We have inherited tagging policies with 40 mandatory tags. Adherence was around 15%. The cost report built on top was fiction. A tagging strategy is only as good as the percentage of spend it can actually attribute, and that percentage is almost always the thing nobody measures.
Five tags, not forty
We start with the smallest set that answers the questions finance and engineering actually ask. For most clients that is owner, environment, cost-center, service, and team. Everything else is optional metadata. If a tag does not change a decision, it does not belong in the mandatory list.
- owner - a person or team that can answer for the spend
- environment - prod, staging, dev (drives the biggest cost split)

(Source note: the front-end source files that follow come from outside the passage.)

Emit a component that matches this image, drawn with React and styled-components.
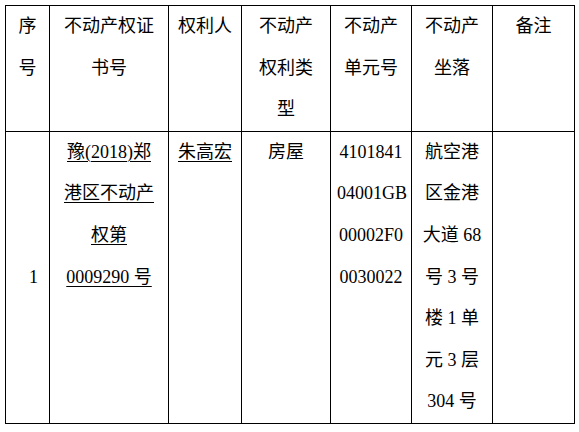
import styled, { createGlobalStyle } from "styled-components";

const GlobalStyle = createGlobalStyle`
  html, body {
    margin: 0;
    padding: 0;
    background: #fff;
  }
  body {
    font-family: "Liberation Serif", "Noto Sans CJK SC", serif;
    color: #000;
  }
`;

// 表格外层
const Page = styled.div`
  padding: 5px 0 0 5px;
`;

const Table = styled.table`
  border-collapse: collapse;
  table-layout: fixed;
  width: 569px;
  font-size: 18px;
  line-height: 41.6px;
`;

const Cell = styled.td`
  border: 1px solid #000;
  padding: ${(p) => p.$pad || "0 6px"};
  vertical-align: ${(p) => p.$valign || "top"};
  text-align: ${(p) => p.$align || "center"};
  white-space: nowrap;
  overflow: hidden;
`;

const HeadCell = styled(Cell).attrs({ as: "th" })`
  font-weight: normal;
`;

const Line = styled.span`
  display: block;
  height: 41.6px;
`;

const Under = styled.span`
  text-decoration: underline;
  text-decoration-thickness: 1px;
  text-underline-offset: 3px;
`;

const widths = [44, 119, 73, 89, 81, 81, 82];

const headers = [
  ["序", "号"],
  ["不动产权证", "书号"],
  ["权利人"],
  ["不动产", "权利类", "型"],
  ["不动产", "单元号"],
  ["不动产", "坐落"],
  ["备注"],
];

const Lines = ({ lines, underline }) =>
  lines.map((t, i) => (
    <Line key={i}>{underline ? <Under>{t}</Under> : t}</Line>
  ));

export default function App() {
  return (
    <>
      <GlobalStyle />
      <Page>
        <Table>
          <colgroup>
            {widths.map((w, i) => (
              <col key={i} style={{ width: w }} />
            ))}
          </colgroup>
          <thead>
            <tr>
              {headers.map((h, i) => (
                <HeadCell key={i}>
                  <Lines lines={h} />
                </HeadCell>
              ))}
            </tr>
          </thead>
          <tbody>
            <tr>
              <Cell $valign="middle" $pad="0 0 0 12px">
                <Line>1</Line>
              </Cell>
              <Cell>
                <Lines
                  underline
                  lines={["豫(2018)郑", "港区不动产", "权第", "0009290 号"]}
                />
              </Cell>
              <Cell>
                <Lines underline lines={["朱高宏"]} />
              </Cell>
              <Cell>
                <Lines lines={["房屋"]} />
              </Cell>
              <Cell>
                <Lines lines={["4101841", "04001GB", "00002F0", "0030022"]} />
              </Cell>
              <Cell>
                <Lines
                  lines={[
                    "航空港",
                    "区金港",
                    "大道 68",
                    "号 3 号",
                    "楼 1 单",
                    "元 3 层",
                    "304 号",
                  ]}
                />
              </Cell>
              <Cell />
            </tr>
          </tbody>
        </Table>
      </Page>
    </>
  );
}
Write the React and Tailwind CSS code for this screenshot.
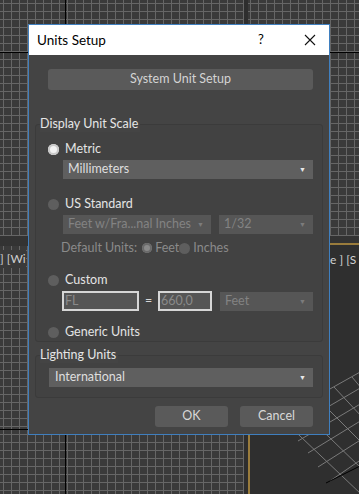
import React from 'react';

const font = { fontFamily: 'Lato, "Noto Sans", sans-serif' };

const Radio = ({ on, dim }) => {
    if (on && dim) return <span className="inline-block w-[10px] h-[10px] rounded-full bg-[#8a8a8a] ring-2 ring-inset ring-[#6a6a6a]"></span>;
    if (on) return <span className="inline-block w-[11px] h-[11px] rounded-full bg-[#f2f2f2] ring-2 ring-inset ring-[#c8c8c8]"></span>;
    return <span className="inline-block w-[11px] h-[11px] rounded-full bg-[#5e5e5e]"></span>;
};

const Select = ({ label, dim, className }) => (
    <div className={`h-[19px] flex items-center justify-between pl-[5px] pr-[7px] text-[12.5px] ${dim ? 'bg-[#565656] text-[#838383]' : 'bg-[#5f5f5f] text-[#dedede]'} ${className}`}>
        <span>{label}</span>
        <span className={`text-[7px] ${dim ? 'text-[#7c7c7c]' : 'text-[#e8e8e8]'}`}>▼</span>
    </div>
);

const gridBg = "bg-[#3a3a3a] bg-[linear-gradient(#666_1px,transparent_1px),linear-gradient(90deg,#666_1px,transparent_1px)] bg-[size:8px_8px]";

export default function App() {
    return (
        <div className="relative w-[359px] h-[494px] overflow-hidden bg-[#2c2c2c]" style={font}>
            {/* viewports */}
            <div className="flex h-full">
                <div className="w-[244px] flex flex-col">
                    <div className={`relative h-[236px] ${gridBg} bg-[position:3px_3px]`}>
                        <div className="absolute left-[65px] top-0 bottom-0 w-px bg-black"></div>
                        <div className="absolute top-[52px] left-0 right-0 h-px bg-black"></div>
                    </div>
                    <div className="h-[10px] bg-[#333]"></div>
                    <div className={`relative flex-1 ${gridBg} bg-[position:3px_4px]`}>
                        <div className="absolute left-[65px] top-0 bottom-0 w-px bg-black"></div>
                        <div className="absolute top-[183px] left-0 right-0 h-px bg-black"></div>
                        <div className="absolute left-0 top-[4px] text-[12px] text-[#cfcfcf] bg-[#3a3a3a]">] [Wi</div>
                    </div>
                </div>
                <div className="w-[4px] bg-[#2e2e2e]"></div>
                <div className="flex-1 flex flex-col">
                    <div className={`relative h-[236px] ${gridBg} bg-[position:2px_3px]`}>
                        <div className="absolute top-[52px] left-0 right-0 h-px bg-black"></div>
                    </div>
                    <div className="h-[7px] bg-[#333]"></div>
                    <div className="relative flex-1 bg-[#2f2f2f] border-l-2 border-t-2 border-[#9a7c3c]">
                        <div className="absolute left-[80px] top-[6px] text-[12px] text-[#d2d2d2]">e ] [S</div>
                        <svg className="absolute left-0 top-0" width="112" height="252" viewBox="0 0 112 252">
                            <g stroke="#7a7a7a" strokeWidth="1" fill="none">
                                <line x1="30" y1="172" x2="112" y2="126" />
                                <line x1="40" y1="184" x2="112" y2="142" />
                                <line x1="48" y1="196" x2="112" y2="158" />
                                <line x1="58" y1="208" x2="112" y2="175" />
                                <line x1="68" y1="222" x2="112" y2="194" />
                                <line x1="80" y1="236" x2="112" y2="214" />
                                <line x1="30" y1="172" x2="112" y2="250" />
                                <line x1="48" y1="162" x2="112" y2="224" />
                                <line x1="66" y1="152" x2="112" y2="198" />
                                <line x1="84" y1="142" x2="112" y2="172" />
                                <line x1="102" y1="132" x2="112" y2="144" />
                            </g>
                            <line x1="76" y1="238" x2="112" y2="220" stroke="#000" strokeWidth="1" />
                        </svg>
                    </div>
                </div>
            </div>

            {/* dialog */}
            <div className="absolute left-[28px] top-[24px] w-[302px] h-[411px] border border-[#3f7fbf] bg-[#444444] flex flex-col">
                <div className="h-[30px] bg-white flex items-center pl-[8px] text-[13.5px] text-black shrink-0">
                    <span className="flex-1">Units Setup</span>
                    <span className="w-[10px] text-center mr-[38px] text-[13px]">?</span>
                    <svg width="12" height="12" viewBox="0 0 12 12" className="mr-[13px]">
                        <path d="M1 1 L11 11 M11 1 L1 11" stroke="#111" strokeWidth="1.1" />
                    </svg>
                </div>
                <div className="pl-[19px] pr-[16px] pt-[14px]">
                    <div className="h-[21px] rounded-[3px] bg-[#5a5a5a] flex items-center justify-center text-[12.5px] text-[#d4d4d4]">System Unit Setup</div>
                </div>

                <div className="relative mx-[6px] mt-[34px] h-[218px] rounded-[3px] border border-[#3b3b3b] bg-[#424242]">
                    <div className="absolute -top-[9px] left-[4px] text-[12.5px] text-[#e6e6e6] bg-[#444] leading-[16px] pr-[2px]">Display Unit Scale</div>
                    <div className="pl-[12px] pr-[9px] pt-[16px] text-[12.5px] text-[#e4e4e4]">
                        <div className="flex items-center gap-[6px] h-[16px]"><Radio on /><span>Metric</span></div>
                        <Select label="Millimeters" className="ml-[15px] mt-[3px]" />
                        <div className="flex items-center gap-[6px] h-[16px] mt-[17px]"><Radio /><span>US Standard</span></div>
                        <div className="flex gap-[8px] ml-[15px] mt-[3px]">
                            <Select dim label="Feet w/Fra...nal Inches" className="w-[148px]" />
                            <Select dim label="1/32" className="flex-1" />
                        </div>
                        <div className="flex items-center ml-[13px] mt-[6px] h-[16px] text-[#8a8a8a]">
                            <span className="mr-[5px]">Default Units:</span>
                            <Radio on dim />
                            <span className="ml-[3px]">Feet</span>
                            <Radio />
                            <span className="ml-[3px]">Inches</span>
                        </div>
                        <div className="flex items-center gap-[6px] h-[16px] mt-[16px]"><Radio /><span>Custom</span></div>
                        <div className="flex items-center ml-[14px] mt-[3px]">
                            <div className="w-[77px] h-[20px] border-2 border-[#d6d6d6] bg-[#555] text-[#8a8a8a] flex items-center pl-[1px]">FL</div>
                            <span className="w-[19px] text-center text-[#d8d8d8]">=</span>
                            <div className="w-[54px] h-[20px] border-2 border-[#d6d6d6] bg-[#555] text-[#8a8a8a] flex items-center pl-[1px]">660,0</div>
                            <Select dim label="Feet" className="flex-1 ml-[8px]" />
                        </div>
                        <div className="flex items-center gap-[6px] h-[16px] mt-[13px]"><Radio /><span>Generic Units</span></div>
                    </div>
                </div>

                <div className="relative mx-[6px] mt-[13px] h-[43px] rounded-[3px] border border-[#3b3b3b] bg-[#424242]">
                    <div className="absolute -top-[9px] left-[4px] text-[12.5px] text-[#e6e6e6] bg-[#444] leading-[16px] pr-[2px]">Lighting Units</div>
                    <Select label="International" className="ml-[13px] mr-[9px] mt-[12px] pl-[6px]" />
                </div>

                <div className="flex justify-end gap-[12px] pl-[16px] pr-[16px] mt-[8px] text-[12.5px] text-[#d8d8d8]">
                    <div className="w-[73px] h-[21px] rounded-[3px] bg-[#5a5a5a] flex items-center justify-center">OK</div>
                    <div className="w-[73px] h-[21px] rounded-[3px] bg-[#5a5a5a] flex items-center justify-center">Cancel</div>
                </div>
            </div>
        </div>
    );
}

- cost-center - the line finance reconciles against
- service - the product or system the resource belongs to
- team - who to ask when service is ambiguous
Enforce at the gate, not in a meeting
Manual tagging never reaches 90%. We enforce required tags in the IaC pipeline - a Terraform default_tags block plus a policy check (OPA/Conftest or tflint) that fails the plan if a required tag is missing. For the AWS-native route, Tag Policies plus an SCP that denies resource creation without the keys. The point is that the wrong place to discover a missing tag is the monthly bill.
If a tag can be skipped, it will be skipped. Enforcement at deploy time is the only policy that holds.
default_tags {
tags = {
environment = var.environment
cost-center = var.cost_center
service = var.service
owner = var.owner
team = var.team
}
}Plan for what you cannot tag
Data transfer, shared NAT gateways, support charges, and a lot of marketplace spend simply do not carry tags. We see 10-25% of a bill land in this untaggable bucket. Pretending it does not exist breaks every chargeback model. Instead we split shared costs by a proportional key - usually each team's tagged share of compute - and we document the rule so nobody argues about it later.
Once enforcement is live, attribution climbs from the usual 60% to above 95% within two billing cycles, and the cost report stops being a source of arguments.